Kuujjuaq: Memories and Musings

Description

123 pages
Contains Photos, Bibliography
$12.95
ISBN 0-920649-06-8
DDC 971.4'11103'092

Publisher

Year

1995

Contributor

Reviewed by Kerry Abel

Kerry Abel is a professor of history at Carleton University. She is the author of Drum Songs: Glimpses of Dene History, co-editor of Aboriginal Resource Use in Canada: Historical and Legal Aspects, and co-editor of Northern Visions: New Perspectives on the North in Canadian History.

Review

Since the 1930s, life for the people of Kuujjuaq on the Hudson Bay coast
of northern Quebec has brought many changes—some superficial and
others profound.

Dorothy Mesher, the daughter of an Inuk mother and a Norwegian father,
was raised by another “mixed” couple and spent her childhood in this
ethnically mixed community that comprised Hudson’s Bay Company men and
their families. This volume of Mesher’s reminiscences—which were
taped by Ray Woollam and successfully transcribed into print without
losing any of the freshness and personality of the original
conversations—chronicles her childhood in Kuujjuaq during the 1930s
and 1940s, and then moves ahead 40 years to record her comments on the
changes in the community.

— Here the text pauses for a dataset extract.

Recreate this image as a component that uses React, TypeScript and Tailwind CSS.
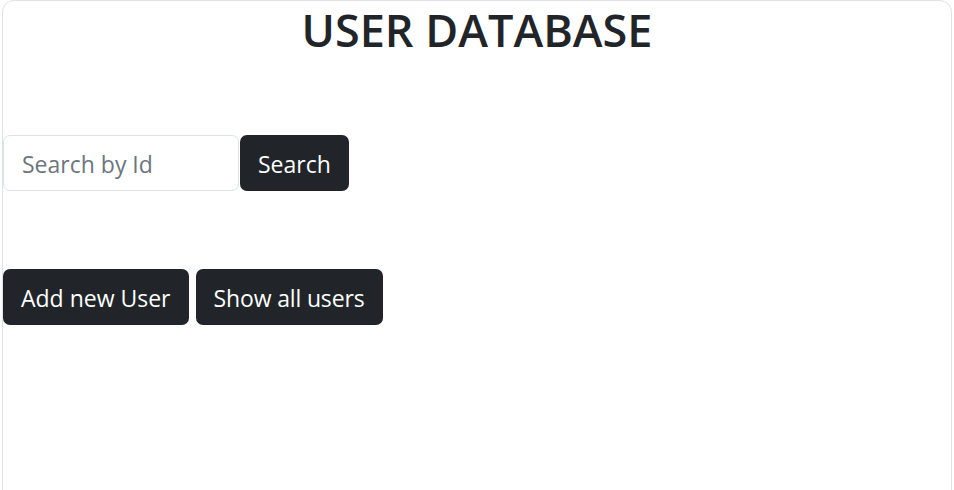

She focuses her story on domestic details and
personal relationships, providing a rare glimpse into family life.

Today, Mesher works as a translator—and in a sense, this book is
another exercise in translation, explaining the past to the younger
generation and explaining the Inuit to outsiders. This book will prove
useful for northern teachers, social workers, young people, and anyone
else interested in northern community life.